Transeurasian languages are spoken across a wide region of Europe and northern Asia. Until now, researchers assumed that they had spread from the mountains of Mongolia 3000 years ago, spoken by horse-riding nomads who kept livestock but didn’t farm crops.
Robbeets and her colleagues used linguistic, archaeological and genetic evidence to conclude instead that it was the onset of millet cultivation by farmers in what is now China that led to the spread of the language family.
Linguistic connections are further evident in the terms for slash and burn cultivation used in Sulawesi and East Africa. The word trematrema is used in Northeast Betsimisaraa to refer to a one-to-three year slashed-and-burnt field. It is related to the Swahili word tema, ‘to cut’, and the redoubled form tematema, ‘to slash, to chop. This technique is used by Sulawesians who practice "dry rice" planting.

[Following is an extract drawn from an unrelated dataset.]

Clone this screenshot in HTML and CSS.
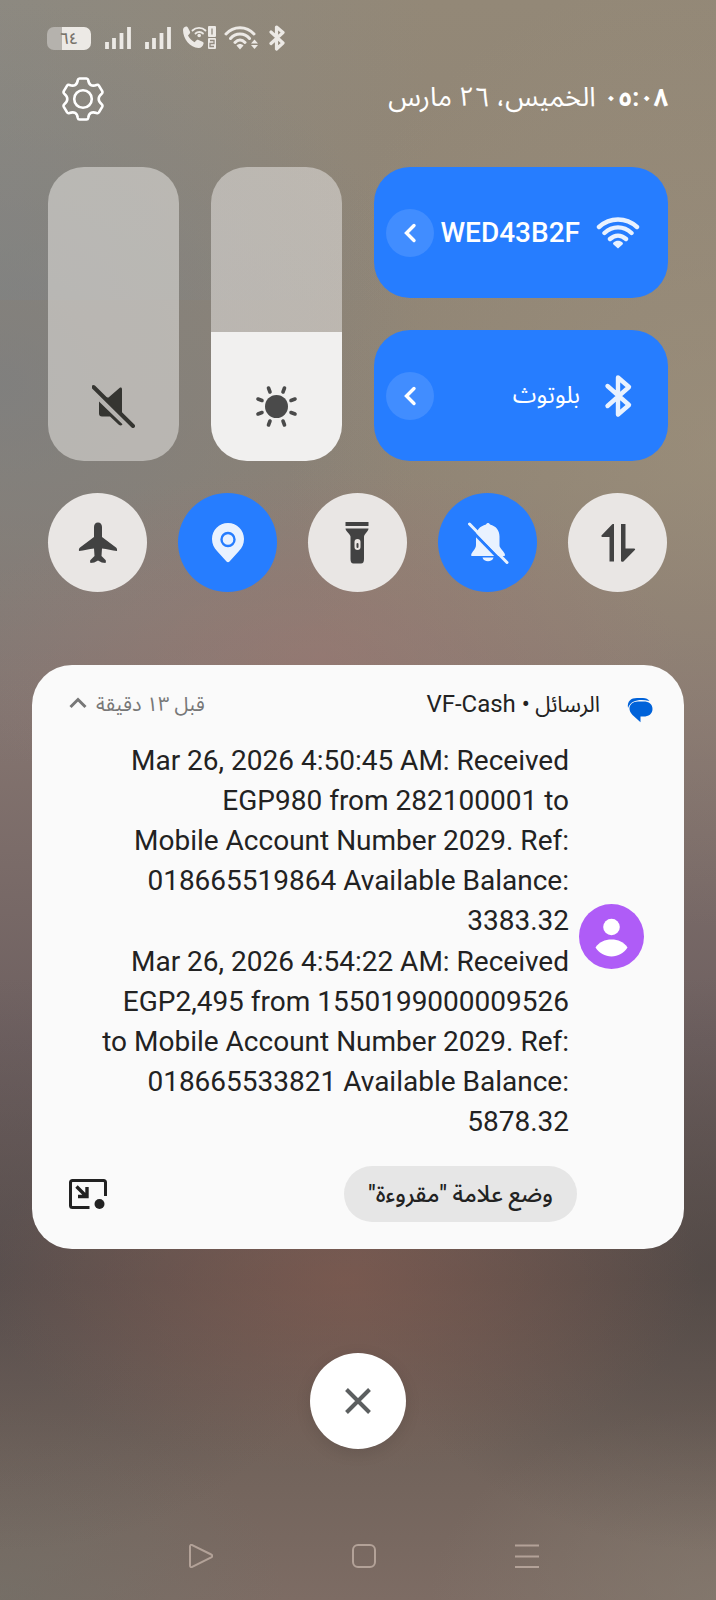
FILE: index.html
```html
<!DOCTYPE html>
<html lang="ar" dir="rtl">
<head>
    <meta charset="UTF-8">
    <meta name="viewport" content="width=device-width, initial-scale=1.0">
    <title>الرسائل</title>
    <link rel="stylesheet" href="styles.css">
</head>
<body>
    <div class="status-bar" dir="ltr">
        <div class="battery"><span>٦٤</span></div>
        <svg class="signal" width="26" height="26" viewBox="0 0 26 26"><path d="M2 17v7M9 13v11M16.500 8v16M24 2v22" stroke="#ece9e5" stroke-width="3.800" fill="none"/></svg>
        <svg class="signal" width="26" height="26" viewBox="0 0 26 26"><path d="M2 17v7M9 13v11M16.500 8v16M24 2v22" stroke="#ece9e5" stroke-width="3.800" fill="none"/></svg>
        <svg class="call" width="34" height="26" viewBox="0 0 34 26">
            <path d="M1 5c0-2 1-3 3-3.500 1 0 1.500.3 2 1.200l2 4c.3.800.2 1.500-.5 2L6 10.500c1.500 3 3.500 5 6.500 6.700l2-2c.6-.5 1.300-.6 2-.3l4 1.800c1 .5 1.300 1 1 2-.7 2.500-2.500 4.500-5 4.300C8 22.500 1 14 1 5z" fill="#ece9e5"/>
            <path d="M10.500 5.500c3.500-3.500 9.500-3.500 13 0M13.500 8.500c2-2 5.500-2 7.500 0" fill="none" stroke="#ece9e5" stroke-width="1.800" stroke-linecap="round"/>
            <circle cx="17.200" cy="10.500" r="1.800" fill="#ece9e5"/>
            <rect x="26" y="1" width="8" height="11" rx="1" fill="#ece9e5"/>
            <rect x="26" y="13" width="8" height="11" rx="1" fill="#ece9e5"/>
            <path d="M30 3.500v6M28 15.500h4v3h-4v3h4" fill="none" stroke="#928b80" stroke-width="1.300"/>
        </svg>
        <svg class="wifi-small" width="34" height="26" viewBox="0 0 34 26">
            <path d="M2 9C9.500.5 22.500.5 30 9M6.500 13.500c5-6 14-6 19 0M11 17.500c3-3.300 7-3.300 10 0" fill="none" stroke="#ece9e5" stroke-width="3" stroke-linecap="round"/>
            <path d="M12.500 20.500c2-2 5-2 7 0L16 24.500z" fill="#ece9e5"/>
            <path d="M30.500 14.500l3.500 4h-7zM30.500 24l3.500-4h-7z" fill="#ece9e5"/>
        </svg>
        <svg width="16" height="26" viewBox="0 0 16 26"><path d="M2 7l12 11-6.500 6V2L14 7.500 2 18.500" fill="none" stroke="#ece9e5" stroke-width="3.200" stroke-linejoin="round" stroke-linecap="round"/></svg>
    </div>

    <header class="header">
        <div class="date"><span class="time">٠٥:٠٨</span>الخميس، ٢٦ مارس</div>
        <button class="icon-button" aria-label="الإعدادات">
            <svg width="42" height="44" viewBox="0 0 42 44" fill="none" stroke="#fff" stroke-width="2.600" stroke-linejoin="round">
                <path d="M17.500 1.500h7c1 0 1.500.6 1.700 1.500.6 5 3.800 6.700 8.300 5 1-.4 1.900-.2 2.400.6l3.300 5.600c.5 1 .3 1.800-.5 2.500-4 3.300-4 7.300 0 10.600.8.700 1 1.500.5 2.500l-3.300 5.600c-.5.800-1.400 1-2.400.6-4.500-1.700-7.700 0-8.300 5-.2.900-.7 1.500-1.700 1.500h-7c-1 0-1.500-.6-1.700-1.500-.6-5-3.800-6.700-8.300-5-1 .4-1.900.2-2.400-.6l-3.300-5.600c-.5-1-.3-1.800.5-2.500 4-3.300 4-7.300 0-10.600-.8-.7-1-1.500-.5-2.500L5.100 8.600c.5-.8 1.400-1 2.400-.6 4.500 1.700 7.700 0 8.300-5 .2-.9.700-1.500 1.700-1.500z"/>
                <circle cx="21" cy="22" r="8.800"/>
            </svg>
        </button>
    </header>

    <main>
        <section class="panel">
            <div class="tiles">
                <div class="tile">
                    <button class="tile-main">
                        <svg width="44" height="44" viewBox="0 0 44 44">
                            <path d="M3 16c11-10 27-10 38 0M8.500 22c8-7.500 19-7.500 27 0M14 28c5-4.500 11-4.500 16 0" fill="none" stroke="#e9f2ff" stroke-width="4.400" stroke-linecap="round"/>
                            <path d="M17.500 31.500c2.500-2.500 6.500-2.500 9 0 .6.600.6 1.300 0 1.900L22 37.500l-4.500-4.100c-.6-.6-.6-1.300 0-1.900z" fill="#e9f2ff"/>
                        </svg>
                        <span class="network">WED43B2F</span>
                    </button>
                    <button class="expand" aria-label="شبكات Wi-Fi"><svg width="14" height="20" viewBox="0 0 14 20"><path d="M11 2.500L3.500 10l7.500 7.500" fill="none" stroke="#fff" stroke-width="3.400" stroke-linecap="round"/></svg></button>
                </div>
                <div class="tile">
                    <button class="tile-main">
                        <svg width="44" height="44" viewBox="0 0 44 44"><path d="M11.500 12L33 31l-11 9.500v-37L33 13 11.500 32" fill="none" stroke="#e9f2ff" stroke-width="4.400" stroke-linejoin="round" stroke-linecap="round"/></svg>
                        <span>بلوتوث</span>
                    </button>
                    <button class="expand" aria-label="أجهزة بلوتوث"><svg width="14" height="20" viewBox="0 0 14 20"><path d="M11 2.500L3.500 10l7.500 7.500" fill="none" stroke="#fff" stroke-width="3.400" stroke-linecap="round"/></svg></button>
                </div>
            </div>
            <label class="slider">
                <input class="brightness" type="range" value="44" aria-label="السطوع">
                <svg width="44" height="44" viewBox="0 0 44 44">
                    <circle cx="21.500" cy="22.500" r="11.500" fill="#4a4a4a"/>
                    <path d="M29.500 4l-1.500 4M13.500 4L15 8M29.500 41L28 37M13.500 41l1.500-4M3 15l4 1.500M3 30l4-1.500M40 15l-4 1.500M40 30l-4-1.500" stroke="#4a4a4a" stroke-width="3.600" stroke-linecap="round"/>
                </svg>
            </label>
            <label class="slider">
                <input class="volume" type="range" value="0" aria-label="مستوى الصوت">
                <svg width="44" height="44" viewBox="0 0 44 44">
                    <path d="M16.500 13.500L27.500 4c1.200-.9 2.500-.4 2.500 1.200V31L13.500 13.500zM7 17.500l23.500 22.800c-1 1.500-2.500 1.500-3.700.5L18 32.500h-8c-2 0-3-1-3-3z" fill="#353531"/>
                    <path d="M7 14l24 24" stroke="#b6b3b0" stroke-width="2"/>
                    <path d="M1.500 3L41 42" stroke="#353531" stroke-width="4" stroke-linecap="round"/>
                </svg>
            </label>
        </section>

        <section class="toggles">
            <button class="toggle" aria-label="بيانات الجوال">
                <svg width="40" height="40" viewBox="0 0 40 40" fill="#424242"><path d="M16 1v37.500h-4.500V14H4.500c-1.200 0-1.500-1-.8-1.700L14 1.500c.7-.7 2-.5 2-.5zM23 1h4.500v24.500H36c1.200 0 1.500.8.800 1.500L25.500 38.500c-.8.600-2.500.5-2.500-1z"/></svg>
            </button>
            <button class="toggle on" aria-label="عدم الإزعاج">
                <svg width="42" height="42" viewBox="0 0 42 42">
                    <path d="M19 2.500c1-2 3-2 4 0 6 1.500 9.500 6 9.500 12v9c0 3 5.500 6.500 5.500 9.500 0 .7-.5 1-1.200 1H5.200c-.8 0-1.200-.5-1-1.300C5 29.500 9 27 9 23v-8.500c0-6 4-10.500 10-12zM15.500 35.500h11c-1 5-10 5-11 0z" fill="#e9f2ff"/>
                    <path d="M1.500 5.500l37 38" stroke="#267dff" stroke-width="3"/>
                    <path d="M2.500 2L40 40.500" stroke="#e9f2ff" stroke-width="3" stroke-linecap="round"/>
                </svg>
            </button>
            <button class="toggle" aria-label="مصباح">
                <svg width="40" height="44" viewBox="0 0 40 44">
                    <path d="M7.500 1h23v4h-23zM7.500 7.500h23c0 3-4 5-4.500 8V38c0 3-1 4.500-3 4.500h-7.500c-2 0-3-1.500-3-4.500V15.500c-.5-3-5-5-5-8z" fill="#424242"/>
                    <rect x="16.500" y="18" width="6" height="11" rx="3" fill="#ece7e4"/><rect x="18.500" y="22" width="2" height="5" rx="1" fill="#424242"/>
                </svg>
            </button>
            <button class="toggle on" aria-label="الموقع">
                <svg width="40" height="40" viewBox="0 0 40 40">
                    <path d="M20 0c9 0 16 7 16 16 0 5-2 9-5 12L21.500 38.500c-1 1-2 1-3 0L9 28c-3-3-5-7-5-12C4 7 11 0 20 0z" fill="#e9f2ff"/>
                    <circle cx="20" cy="16.500" r="6.500" fill="none" stroke="#267dff" stroke-width="2.400"/>
                </svg>
            </button>
            <button class="toggle" aria-label="وضع الطيران">
                <svg width="40" height="42" viewBox="0 0 40 42"><path d="M20 .5c2.500 0 4 2 4 4.500v10l14 10.500c1 .8 1.300 2 1 3.500-5-.5-10-2-15-2.500l-.5 7.500 4 4c.6.700.5 2 0 3-2.500 0-5-.8-7.500-2.500-2.500 1.700-5 2.500-7.500 2.500-.5-1-.6-2.300 0-3l4-4-.5-7.500c-5 .5-10 2-15 2.500-.3-1.500 0-2.700 1-3.500L16 15V5C16 2.500 17.500.5 20 .5z" fill="#424242"/></svg>
            </button>
        </section>

        <article class="card">
            <div class="card-header">
                <svg width="26" height="36" viewBox="0 -10 26 36">
                    <path d="M1 11C0 4 4 1 10 1h6c3 0 5 1 6.500 3C13 2 4 3 1 11z" fill="#0062d9"/>
                    <path d="M11 4.500h5.500c5.500 0 9 2.500 9 7.500s-4 7.500-9 7.500H13.500v5.800L5.500 18C-.5 12 3 4.500 11 4.500z" fill="#0062d9"/>
                </svg>
                <h2 class="app">الرسائل <span class="sender">• VF-Cash</span></h2>
                <span class="ago">قبل ١٣ دقيقة</span>
                <button class="icon-button" aria-label="طي"><svg width="18" height="18" viewBox="0 0 18 18"><path d="M1.500 11L9 3.500l7.500 7.500" fill="none" stroke="#777" stroke-width="3"/></svg></button>
            </div>
            <div class="card-body">
                <svg class="avatar" width="65" height="65" viewBox="0 0 65 65">
                    <circle cx="32.500" cy="32.500" r="32.500" fill="#af5cf7"/>
                    <circle cx="32.500" cy="23" r="8.300" fill="#fff"/>
                    <path d="M16.500 43.500C20 38 26 35.500 32.500 35.500S45 38 48.500 43.500C45 49 39 52.500 32.500 52.500S20 49 16.500 43.500z" fill="#fff"/>
                </svg>
                <div class="messages" dir="ltr">
                    <p>Mar 26, 2026 4:50:45 AM: Received<br>EGP980 from 282100001 to<br>Mobile Account Number 2029. Ref:<br>018665519864 Available Balance:<br>3383.32</p>
                    <p>Mar 26, 2026 4:54:22 AM: Received<br>EGP2,495 from 1550199000009526<br>to Mobile Account Number 2029. Ref:<br>018665533821 Available Balance:<br>5878.32</p>
                </div>
            </div>
            <div class="card-actions">
                <button class="mark-read">وضع علامة "مقروءة"</button>
                <button class="icon-button" aria-label="نافذة عائمة">
                    <svg width="38" height="32" viewBox="0 0 38 32" fill="none" stroke="#222" stroke-width="3">
                        <path d="M20.500 29.500h-17c-1.300 0-2-.7-2-2v-23c0-1.300.7-2 2-2h31c1.300 0 2 .7 2 2V18" stroke-linejoin="round"/>
                        <path d="M7.500 8.500l10 10M18 9v9.500H9" stroke-width="3.400"/>
                        <circle cx="30.500" cy="26" r="5" fill="#222" stroke="none"/>
                    </svg>
                </button>
            </div>
        </article>

        <button class="close" aria-label="مسح الكل">
            <svg width="28" height="28" viewBox="0 0 28 28"><path d="M2.500 2.500l23 23M25.500 2.500l-23 23" stroke="#5c5f60" stroke-width="4"/></svg>
        </button>
    </main>

    <nav class="nav-bar" dir="ltr">
        <button class="icon-button" aria-label="رجوع"><svg width="24" height="24" viewBox="0 0 24 24"><path d="M1 2.500c0-1.500 1-2 2.200-1.400l19 9.400c1.400.8 1.400 2 0 2.800l-19 9.600C2 23.500 1 23 1 21.500z"/></svg></button>
        <button class="icon-button" aria-label="الرئيسية"><svg width="24" height="24" viewBox="0 0 24 24"><rect x="1" y="1" width="22" height="22" rx="5"/></svg></button>
        <button class="icon-button" aria-label="التطبيقات الأخيرة"><svg width="24" height="24" viewBox="0 0 24 24"><path d="M0 1.500h24M0 12.500h24M0 23h24"/></svg></button>
    </nav>
</body>
</html>
```
FILE: styles.css
```css
* {
    margin: 0;
    padding: 0;
    box-sizing: border-box;
}

body {
    min-height: 100vh;
    display: flex;
    flex-direction: column;
    font-family: Roboto, "Noto Sans Arabic", "Noto Sans", "DejaVu Sans", sans-serif;
    background:
        radial-gradient(ellipse 50% 12% at 45% 41%, rgba(160, 122, 116, 0.5), transparent),
        radial-gradient(ellipse 50% 12% at 48% 80%, rgba(134, 92, 80, 0.6), transparent),
        radial-gradient(ellipse 60% 30% at 100% 28%, rgba(164, 150, 126, 0.5), transparent),
        radial-gradient(ellipse 50% 18% at 100% 79%, rgba(74, 68, 66, 0.6), transparent),
        radial-gradient(ellipse 50% 18% at 0% 79%, rgba(80, 74, 76, 0.5), transparent),
        radial-gradient(ellipse 60% 24% at 0% 24%, rgba(122, 126, 130, 0.7), transparent),
        radial-gradient(ellipse 40% 12% at 0% 100%, rgba(112, 112, 104, 0.6), transparent),
        radial-gradient(ellipse 40% 12% at 100% 100%, rgba(134, 126, 114, 0.6), transparent),
        linear-gradient(to right, rgba(134, 138, 138, 0.5), transparent 60%) top / 100% 300px no-repeat,
        linear-gradient(#938877, #8d8274 30%, #84746f 45%, #6e6060 65%, #62544f 80%, #70625a 90%, #7d6c64);
}

button {
    border: none;
    background: none;
    font: inherit;
    color: inherit;
    cursor: pointer;
}

svg {
    display: block;
    flex: none;
}

.status-bar {
    display: flex;
    align-items: center;
    gap: 14px;
    padding: 25px 47px 0;
}

.battery {
    width: 44px;
    height: 23px;
    border-radius: 7px;
    background: linear-gradient(to right, #b5b2ad 35%, #ece9e5 35%);
    color: #77726a;
    font-size: 16px;
    font-weight: 500;
    line-height: 23px;
    text-align: center;
}

.call, .wifi-small {
    margin-left: -3px;
    margin-right: -3px;
}

.header {
    display: flex;
    align-items: flex-start;
    justify-content: space-between;
    height: 44px;
    margin: 26px 48px 0 62px;
    color: white;
}

.date {
    font-size: 27px;
    line-height: 40px;
}

.time {
    margin-left: 8px;
    font-size: 25px;
    font-weight: bold;
}

.panel {
    display: grid;
    grid-template-columns: 294fr 131fr 131fr;
    gap: 32px;
    padding: 46px 48px 32px;
}

.tiles {
    display: grid;
    gap: 32px;
}

.tile {
    display: flex;
    align-items: center;
    height: 131px;
    padding: 0 28px 0 12px;
    border-radius: 36px;
    background-color: #267dff;
    color: white;
}

.tile-main {
    flex: 1;
    display: flex;
    align-items: center;
    gap: 16px;
    font-size: 24px;
}

.network {
    font-size: 28px;
    font-weight: 500;
}

.expand {
    display: flex;
    align-items: center;
    justify-content: center;
    width: 48px;
    height: 48px;
    border-radius: 50%;
    background-color: #418dff;
}

.slider {
    display: grid;
    justify-items: center;
    align-items: end;
}
.slider input, .slider svg {
    grid-area: 1 / 1;
}
.slider svg {
    margin-bottom: 33px;
    pointer-events: none;
}
.slider input {
    appearance: none;
    writing-mode: vertical-lr;
    direction: rtl;
    width: 100%;
    height: 100%;
    border-radius: 36px;
}
.slider input::-webkit-slider-thumb {
    appearance: none;
    width: 1px;
    height: 1px;
}
.brightness {
    background: linear-gradient(to top, #f1f0ef 44%, rgba(220, 217, 214, 0.6) 44%);
}
.volume {
    background-color: rgba(220, 218, 215, 0.6);
}

.toggles {
    display: flex;
    justify-content: space-between;
    padding: 0 49px 0 48px;
}

.toggle {
    display: flex;
    align-items: center;
    justify-content: center;
    width: 99px;
    height: 99px;
    border-radius: 50%;
    background-color: #e9e6e4;
}
.toggle.on {
    background-color: #267dff;
}

.card {
    margin: 73px 32px 0;
    padding: 20px 31px 27px 37px;
    border-radius: 40px;
    background-color: #fafafa;
    color: #222;
}

.card-header {
    display: flex;
    align-items: center;
    height: 40px;
}

.app {
    flex: 1;
    margin-right: 27px;
    font-size: 22px;
    font-weight: normal;
}

.sender {
    font-size: 24px;
}

.ago {
    margin-left: 9px;
    color: #777;
    font-size: 20px;
}

.card-body {
    display: flex;
    align-items: center;
    gap: 10px;
    margin-top: 16px;
    padding-right: 9px;
}

.avatar {
    margin-bottom: 10px;
}

.messages {
    flex: 1;
    display: grid;
    gap: 1px;
    font-size: 28px;
    line-height: 40px;
    text-align: right;
}

.card-actions {
    display: flex;
    align-items: center;
    justify-content: space-between;
    margin-top: 24px;
    padding-right: 76px;
}

.mark-read {
    height: 56px;
    padding: 0 24px;
    border-radius: 28px;
    background-color: #e6e6e6;
    font-size: 23px;
    font-weight: 500;
}

.close {
    display: flex;
    align-items: center;
    justify-content: center;
    width: 96px;
    height: 96px;
    margin: 104px auto 0;
    border-radius: 50%;
    background-color: white;
    box-shadow: 0 4px 16px rgba(0, 0, 0, 0.1);
}

.nav-bar {
    display: flex;
    justify-content: center;
    gap: 139px;
    margin-top: auto;
    padding: 32px 0 32px 12px;
}
.nav-bar svg {
    fill: none;
    stroke: #b3a298;
    stroke-width: 2;
}
```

Rice grain formed the basis of weight measurement from East Africa to Sulawesi. On Madagascar, the the weight of one grain of rice is called vary and corresponds to the Swahili wari and to the Dravidian verasu. The Hebrew word for rice is orez and Arabic ruz. These share the RZ root with Dravidian. The Dravidian word reflects the written records of commercial weights.
There are two species of cultivated rice in the world: African rice (Oryza glaberrima) and Asian rice (Oryza sativa). African rice was domesticated from the wild ancestor Oryza barthii (Oryza brevilugata) by peoples living in the Benue-Niger floodplain about 3,000 years ago. The two strains of Asian rice are Oryza japonica and Oryza indica, identified with Japan and India.